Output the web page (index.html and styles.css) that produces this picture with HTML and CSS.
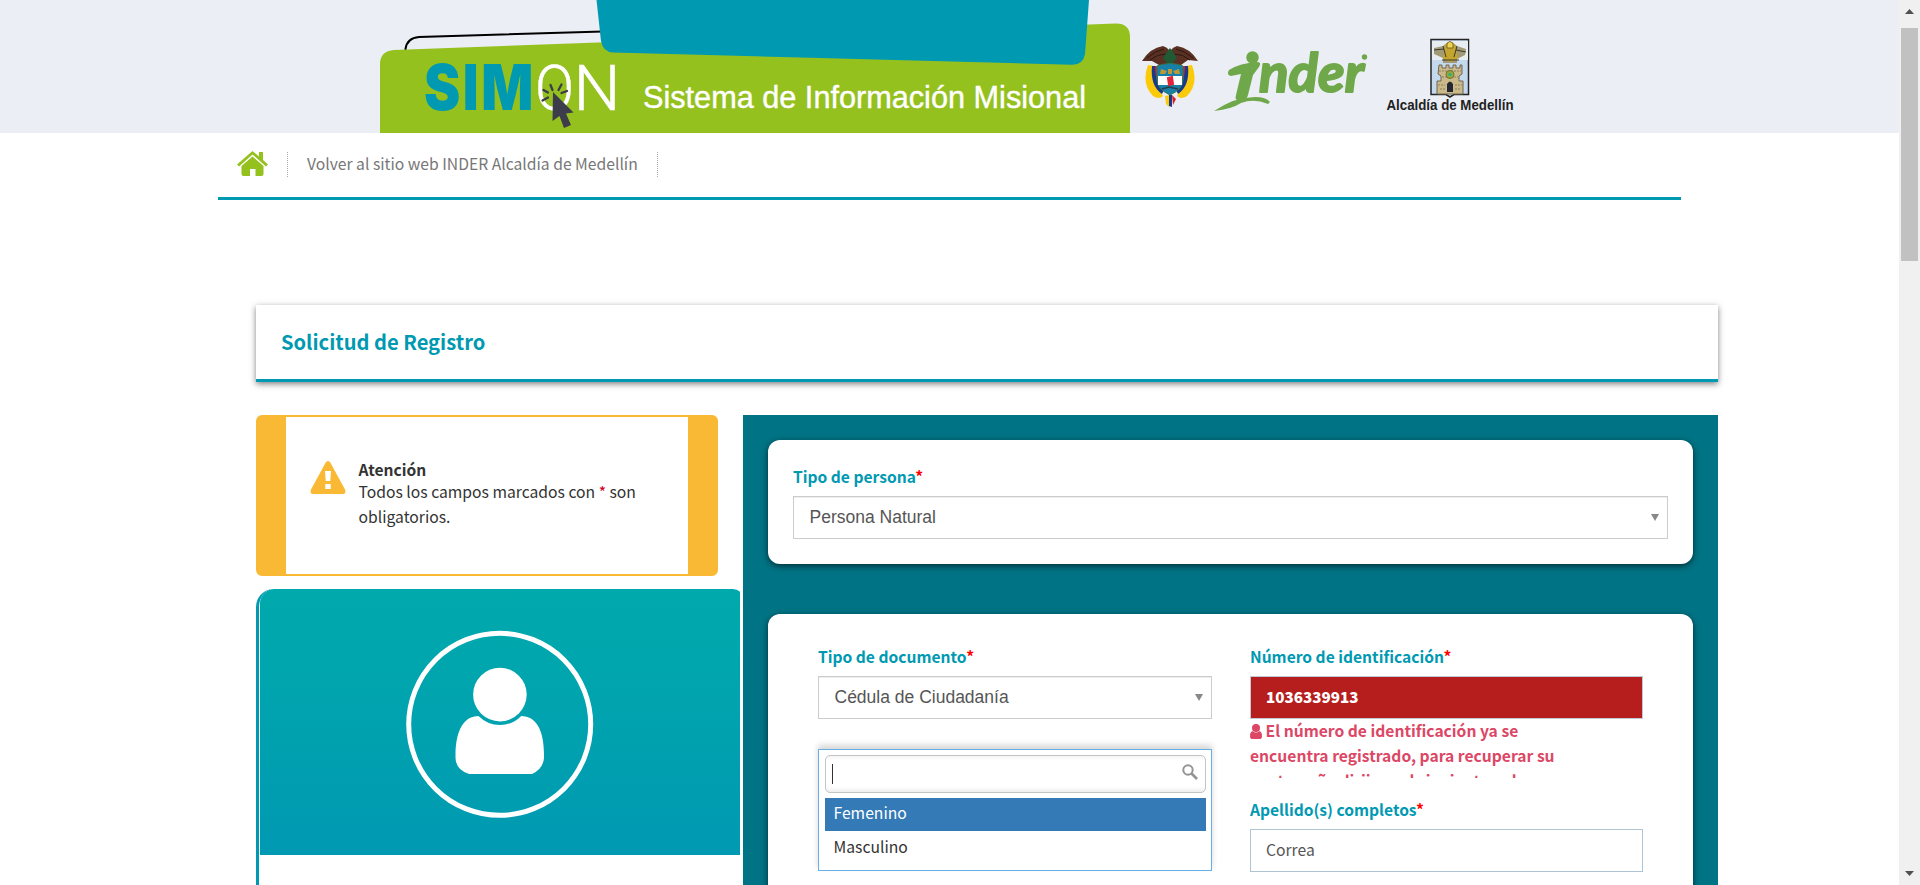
FILE: index.html
```html
<!DOCTYPE html>
<html lang="es">
<head>
<meta charset="utf-8">
<title>SIMON - Solicitud de Registro</title>
<link rel="stylesheet" href="styles.css">
</head>
<body>
<div class="window">
<div class="page">
  <header class="header">
    <svg class="banner" viewBox="380 0 750 133" width="750" height="133">
      <path d="M405.500 55 V49 Q407 38 419 37 L603 31.500" fill="none" stroke="#000" stroke-width="2"/>
      <path d="M380 133 V64 Q380 51 394 50 L1116 23.500 Q1130 23.500 1130 37 V133 Z" fill="#95c11f"/>
      <path d="M596.500 0 H1089 L1085 54 Q1083 65 1072 64.700 L613 52.500 Q603 52 601 41 Z" fill="#0099b2"/>
      <text class="simon-bold" x="424" y="110" textLength="112" lengthAdjust="spacingAndGlyphs">SIM</text>
      <text class="simon-thin" x="535" y="110" textLength="39" lengthAdjust="spacingAndGlyphs">O</text>
      <text class="simon-thin" x="573.500" y="110" textLength="47" lengthAdjust="spacingAndGlyphs">N</text>
      <g fill="none" stroke="#3c3c4b" stroke-width="2.300" stroke-linecap="round">
        <path d="M550.500 85 L552.500 90 M561.500 84.500 L558.500 90 M543.500 90 L548 92.500 M567 91 L561.500 93 M542.500 100.500 L548 97.500"/>
      </g>
      <path d="M553 92 L573.500 112.500 L566 113.500 L571 125 L564 128 L559.500 116 L552.500 121 Z" fill="#3c3c4b"/>
      <text class="banner-text" x="643" y="107.500" textLength="443" lengthAdjust="spacingAndGlyphs">Sistema de Información Misional</text>
    </svg>
    <div class="logos">
      <svg class="arms" viewBox="0 0 56 62" width="56" height="62">
        <path d="M6 19 Q-1 38 11 50 Q17 54 21 50 L18 45 Q11 40 12 20 Z M50 19 Q57 38 45 50 Q39 54 35 50 L38 45 Q45 40 44 20 Z" fill="#fbca0b"/>
        <path d="M10 20 Q8 40 20 48 L22 44 Q13 36 14 20 Z M46 20 Q48 40 36 48 L34 44 Q43 36 42 20 Z" fill="#173a8c"/>
        <path d="M13 20 Q13 38 22 44 L23 40 Q16 35 16 20 Z M43 20 Q43 38 34 44 L33 40 Q40 35 40 20 Z" fill="#d8202f"/>
        <path d="M0 15 Q8 2 21 0 Q25 1 28 5 Q31 1 35 0 Q48 2 56 15 L46 14 L39 19 H17 L10 15 Z" fill="#5a3023"/>
        <path d="M5 12 Q13 5 22 3 M8 14 Q15 8 24 8 M51 12 Q43 5 34 3 M48 14 Q41 8 32 8" stroke="#2b1714" fill="none"/>
        <path d="M25 6 L28 2 L31 6 L35 12 L30 18 H26 L21 12 Z" fill="#1f5a35"/>
        <path d="M15 20 Q28 15 41 20 V34 Q41 43 28 49 Q15 43 15 34 Z" fill="#1680a8" stroke="#37764d"/>
        <path d="M16 30 H40 V39 H16 Z" fill="#fff"/>
        <path d="M26 32 L30 31 L31 38 L27 39 Z" fill="#e12639" stroke="#e12639" stroke-width="2"/>
        <path d="M19 23 L25 25 L23 28 L18 28 Z M37 23 L31 25 L33 28 L38 28 Z M26 23 H30 V28 H26 Z" fill="#b99a3a"/>
        <path d="M20 43 L27 41 L36 43" stroke="#263d4a" fill="none" stroke-width="1.500"/>
        <path d="M23 50 L28 49 L27 61 L24 58 Z" fill="#fbca0b"/><path d="M27 49 H30 L30 61 L27 60 Z" fill="#173a8c"/><path d="M30 49 L34 53 L31 59 Z" fill="#d8202f"/>
      </svg>
      <svg class="inder" viewBox="1213 50 156 63" width="156" height="63">
        <circle cx="1252.500" cy="57.500" r="6.200" fill="#6fa84a"/>
        <path d="M1229 70 Q1226 75 1231 76 L1241 74 L1236 95 Q1234 101 1241 101 Q1247 100 1248 95 L1253 75 L1259 67 Q1262 62 1257 62 Q1240 63 1229 70 Z" fill="#6fa84a"/>
        <path d="M1214 111 Q1235 97 1255 97 Q1266 97 1270 102 L1268 104 Q1254 98 1241 103 Q1232 109 1214 111 Z" fill="#6fa84a"/>
        <text class="inder-text" x="1259" y="91.500" textLength="105" lengthAdjust="spacingAndGlyphs">nder</text>
        <circle cx="1364.500" cy="57" r="2.700" fill="#6fa84a"/>
      </svg>
      <svg class="alcaldia" viewBox="1386 38 129 78" width="129" height="78">
        <path d="M1431 39.500 H1468.500 V94.500 H1454 L1450 97 L1446 94.500 H1431 Z" fill="#c4d8ee" stroke="#252525" stroke-width="1.500"/>
        <path d="M1432 41 H1468 V60 H1432 Z" fill="#e8edf2"/>
        <path d="M1434 48 L1443 46 L1448 42 H1452 L1457 46 L1466 49 L1465 55 L1457 59 V63 H1443 V58 L1434 54 Z" fill="#a39b78"/>
        <path d="M1445 45 Q1450 38 1455 45 L1458 58 Q1450 65 1443 58 Z" fill="#c4a52e"/>
        <path d="M1447 44 Q1450 39 1453 44 V48 H1447 Z" fill="#efd454" stroke="#544821" stroke-width=".7"/>
        <path d="M1434 50 L1444 49 M1456 50 L1466 52 M1442 60 H1459 M1443 46 L1446 57 M1457 46 L1454 57" stroke="#3c3930" fill="none"/>
        <path d="M1439 65 H1442 V68 H1446 V65 H1449 V68 H1453 V65 H1456 V68 H1460 V65 H1462 V74 L1459 76 V81 H1463 V94 H1437 V81 H1441 V76 L1438 74 Z" fill="#cbb98a" stroke="#70674f"/>
        <path d="M1439 71 H1461 M1442 77 H1458 M1438 85 H1445 M1455 85 H1462 M1440 89 H1445 M1455 89 H1461" stroke="#8f815e" stroke-dasharray="2 1"/>
        <circle cx="1450" cy="74.500" r="4" fill="#9ba739" stroke="#6b7235"/><circle cx="1450" cy="74.500" r="1.800" fill="#35ae7b"/>
        <path d="M1447 92 V84 Q1450 79 1453 84 V92 Z" fill="#252833"/>
        <text class="alcaldia-text" x="1386.500" y="110" textLength="127" lengthAdjust="spacingAndGlyphs">Alcaldía de Medellín</text>
      </svg>
    </div>
  </header>

  <nav class="nav">
    <a class="home"><svg viewBox="0 0 31 25" width="31" height="25"><path d="M15.500 0 L22 5.500 V1 H26 V9 L31 13.500 L29 15.500 L15.500 3.500 L2 15.500 L0 13.500 Z" fill="#95c11f"/><path d="M15.500 5.500 L26.500 15 V23 Q26.500 25 24.500 25 H18.500 V18 H13 V25 H6.500 Q4.500 25 4.500 23 V15 Z" fill="#95c11f"/></svg></a>
    <a class="nav-link">Volver al sitio web INDER Alcaldía de Medellín</a>
  </nav>

  <main class="content">
    <h1 class="title">Solicitud de Registro</h1>
    <div class="columns">
      <aside class="side">
        <div class="alert">
          <svg class="warn" viewBox="0 0 36 33" width="36" height="33"><path d="M15.700 1.500 Q18 -1.500 20.300 1.500 L35 28.500 Q36.500 33 33 33 H3 Q-.5 33 1 28.500 Z" fill="#f9b934"/><path d="M15 10 H21 L20.300 20 H15.700 Z M15.300 23 H20.700 V28 H15.300 Z" fill="#fff"/></svg>
          <div class="alert-body"><b class="alert-title">Atención</b><p class="alert-text">Todos los campos marcados con <span class="mark">*</span> son obligatorios.</p></div>
        </div>
        <div class="profile">
          <div class="profile-image">
            <svg viewBox="0 0 188 188" width="188" height="188">
              <circle cx="93.700" cy="94.300" r="91" fill="none" stroke="#fff" stroke-width="5"/>
              <circle cx="93.900" cy="64.600" r="26.800" fill="#fff"/>
              <path d="M72.500 86 Q81.500 95 94 95 Q106.500 95 115.200 86 C130 86 138 100 138 124 V128 Q137 139 126 144 H63 Q50 140 49.500 128 V124 C50 100 58 86 72.500 86 Z" fill="#fff"/>
            </svg>
          </div>
        </div>
      </aside>
      <section class="form">
        <div class="card">
          <label class="label">Tipo de persona<span class="req">*</span></label>
          <div class="select">Persona Natural<svg class="caret" viewBox="0 0 8 7" width="8" height="7"><path d="M0 0 H8 L4 7 Z" fill="#888"/></svg></div>
        </div>
        <div class="card card-grid">
          <div class="group">
            <label class="label">Tipo de documento<span class="req">*</span></label>
            <div class="select">Cédula de Ciudadanía<svg class="caret" viewBox="0 0 8 7" width="8" height="7"><path d="M0 0 H8 L4 7 Z" fill="#888"/></svg></div>
            <div class="dropdown">
              <div class="search"><span class="cursor"></span><svg viewBox="0 0 16 16" width="16" height="16"><circle cx="6" cy="6" r="4.700" fill="none" stroke="#949494" stroke-width="2"/><path d="M9.500 9.500 L15 15" stroke="#949494" stroke-width="2.600"/></svg></div>
              <div class="option active">Femenino</div>
              <div class="option">Masculino</div>
            </div>
          </div>
          <div class="group">
            <label class="label">Número de identificación<span class="req">*</span></label>
            <div class="input invalid">1036339913</div>
            <div class="error"><svg viewBox="0 0 12 15" width="12" height="15"><circle cx="6" cy="4" r="4" fill="#dc4766"/><path d="M2.500 7 Q6 10 9.500 7 Q12 8 12 12 Q12 15 10 15 H2 Q0 15 0 12 Q0 8 2.500 7 Z" fill="#dc4766"/></svg> El número de identificación ya se<br>encuentra registrado, para recuperar su<br>contraseña dirijase al siguiente enlace</div>
            <label class="label">Apellido(s) completos<span class="req">*</span></label>
            <div class="input">Correa</div>
          </div>
        </div>
      </section>
    </div>
  </main>
</div>
<div class="scrollbar">
  <svg viewBox="0 0 9 5" width="9" height="5"><path d="M4.500 0 L9 5 H0 Z" fill="#505050"/></svg>
  <div class="thumb"></div>
  <svg class="down" viewBox="0 0 9 5" width="9" height="5"><path d="M0 0 H9 L4.500 5 Z" fill="#505050"/></svg>
</div>
</div>
</body>
</html>
```
FILE: styles.css
```css
* { box-sizing: border-box; }
body { margin: 0; background: #fff; overflow: hidden; font-family: "Noto Sans CJK SC", "Open Sans", sans-serif; font-size: 15.7px; line-height: 25px; color: #333; }
.window { display: flex; height: 885px; overflow: hidden; }
.page { width: 1899px; height: 885px; overflow: hidden; }

.header { height: 133px; background: #ebeef4; padding-left: 380px; display: flex; }
.banner { display: block; flex: none; }
.simon-bold { font: 900 63px Inter, sans-serif; letter-spacing: 3px; fill: #0099b2; }
.simon-thin { font: 300 63px Roboto, sans-serif; fill: #fff; stroke: #fff; stroke-width: .5px; }
.banner-text { font: 31px "Liberation Sans", sans-serif; fill: #fff; stroke: #fff; stroke-width: .4px; }
.logos { display: flex; align-items: flex-start; }
.arms { margin: 46px 0 0 12px; }
.inder { margin: 50px 0 0 15px; overflow: visible; }
.inder-text { font: italic 700 53px Lato, sans-serif; fill: #6fa84a; stroke: #6fa84a; stroke-width: 2px; stroke-linejoin: round; }
.alcaldia { margin: 38px 0 0 17px; overflow: visible; }
.alcaldia-text { font: 700 14.5px "Liberation Sans", sans-serif; fill: #222; }

.nav { width: 1463px; height: 67px; margin-left: 218px; padding: 19px 0 0 19px; border-bottom: 3px solid #0099b2; display: flex; align-items: flex-start; }
.home { height: 25px; width: 51px; border-right: 1px dotted #aaa; display: block; }
.home svg { display: block; margin-top: -1px; }
.nav-link { height: 25px; width: 370px; padding-left: 19px; border-right: 1px dotted #aaa; color: #777; line-height: 24px; white-space: nowrap; }

.content { width: 1462px; margin: 105px 0 0 256px; }
.title { margin: 0; height: 77px; padding-left: 25px; border-bottom: 3px solid #0099b2; box-shadow: 0 2px 6px rgba(0,0,0,.5); color: #0099b2; font-size: 20.1px; font-weight: 700; line-height: 74px; }
.columns { display: flex; margin-top: 33px; }
.side { width: 487px; flex: none; }
.alert { width: 462px; height: 161px; border: 2px solid #f9b934; border-width: 2px 30px; border-radius: 6px; display: flex; padding: 42px 20px 0 24px; gap: 12.5px; }
.warn { flex: none; margin-top: 2px; }
.alert-title { display: block; line-height: 20px; color: #333; font-size: 15.6px; }
.alert-text { margin: 0; width: 285px; }
.mark { color: #d0021b; }
.profile { margin-top: 13px; width: 484px; height: 400px; border-left: 3px solid #0099b2; border-radius: 18px 0 0 0; overflow: hidden; padding-left: 1px; }
.profile-image { width: 483px; height: 266px; border-radius: 14px 10px 0 0; background: linear-gradient(#00a9ac, #00a5ae 35%, #0099b2); padding: 41px 0 0 146px; }
.form { flex: 1; height: 600px; background: #007384; padding: 25px; }
.card { height: 124px; background: #fff; border-radius: 12px; box-shadow: 0 2px 6px rgba(0,0,0,.6); padding: 25px; }
.card-grid { height: 500px; margin-top: 50px; padding: 30px 50px; display: grid; grid-template-columns: 394px 393px; column-gap: 38px; }
.label { display: block; height: 31px; line-height: 23px; color: #0099b2; font-weight: 700; font-size: 15.6px; }
.card-grid .label { height: 32px; line-height: 24px; }
.req { color: #f00; }
.select { height: 43px; border: 1px solid #ccc; box-shadow: inset 0 1px 1px rgba(0,0,0,.075); padding: 0 8px 0 15.5px; display: flex; align-items: center; justify-content: space-between; font: 17.5px/41px "Liberation Sans", sans-serif; color: #555; }
.group { position: relative; }
.input { height: 43px; border: 1px solid #b0c5d4; padding-left: 15px; line-height: 39px; color: #555; }
.invalid { background: #b61e1e; border-color: #c2cad6; color: #fff; font-weight: 900; line-height: 39px; font-size: 15.2px; }
.error { height: 60px; margin: -1px 0 19px; overflow: hidden; color: #dc4766; font-weight: 700; font-size: 15.65px; white-space: nowrap; }
.error svg { vertical-align: -2px; }
.dropdown { position: absolute; left: 0; top: 105px; width: 394px; height: 122px; background: #fff; border: 1px solid #66afe9; padding: 5px 5px 0 6px; box-shadow: 0 -4px 6px rgba(0,0,0,.16); color: #333; }
.search { height: 38px; border: 1px solid #c4c4c4; border-radius: 5px; margin-bottom: 5px; background: linear-gradient(#f5f5f5, #fff 5px, #fff 85%, #eee); display: flex; justify-content: space-between; padding: 8px 7px 0 6px; }
.cursor { width: 1px; height: 20px; background: #333; }
.option { height: 33px; padding-left: 8.5px; line-height: 29px; margin-bottom: 1px; }
.active { background: #337ab7; color: #fff; }

.scrollbar { width: 21px; background: #f0f0f0; display: flex; flex-direction: column; align-items: center; padding-top: 9px; }
.scrollbar svg { flex: none; }
.thumb { width: 17px; height: 233px; background: #c1c1c1; margin-top: 14px; }
.down { margin-top: 610px; }
```
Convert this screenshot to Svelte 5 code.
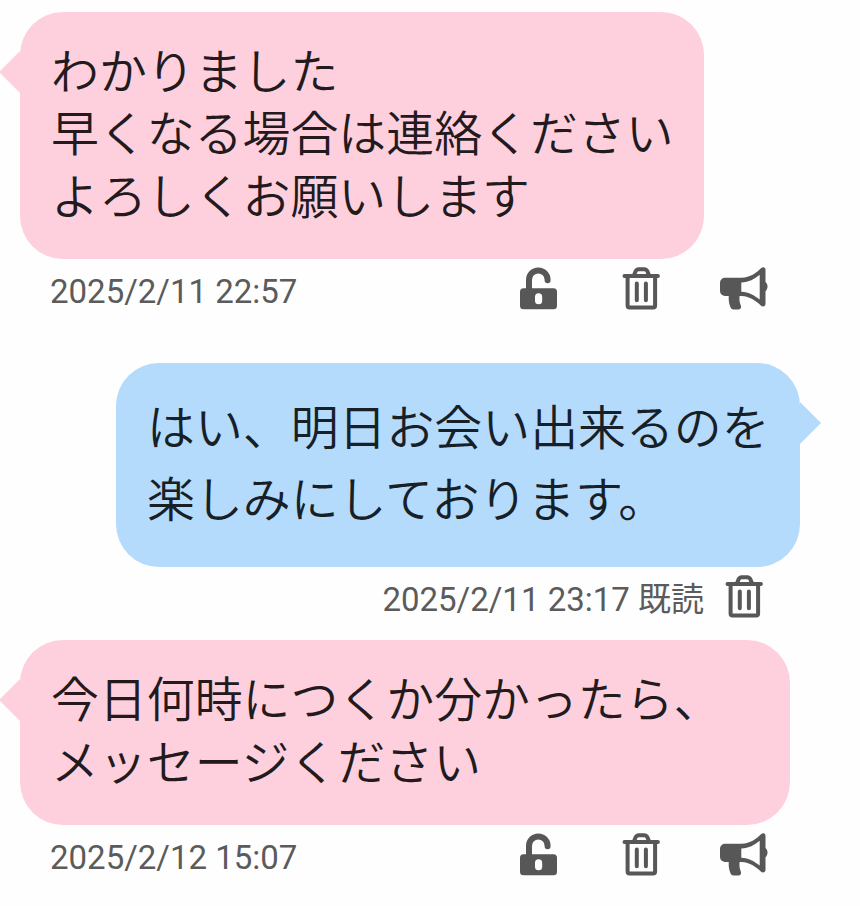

++++++

Your instructions =>
In the records above, locate the lines holding the word "styles". Copy each of them.

Exercise output =>
Output the web page (index.html and styles.css) that produces this picture with HTML and CSS.
<link rel="stylesheet" href="styles.css">
FILE: styles.css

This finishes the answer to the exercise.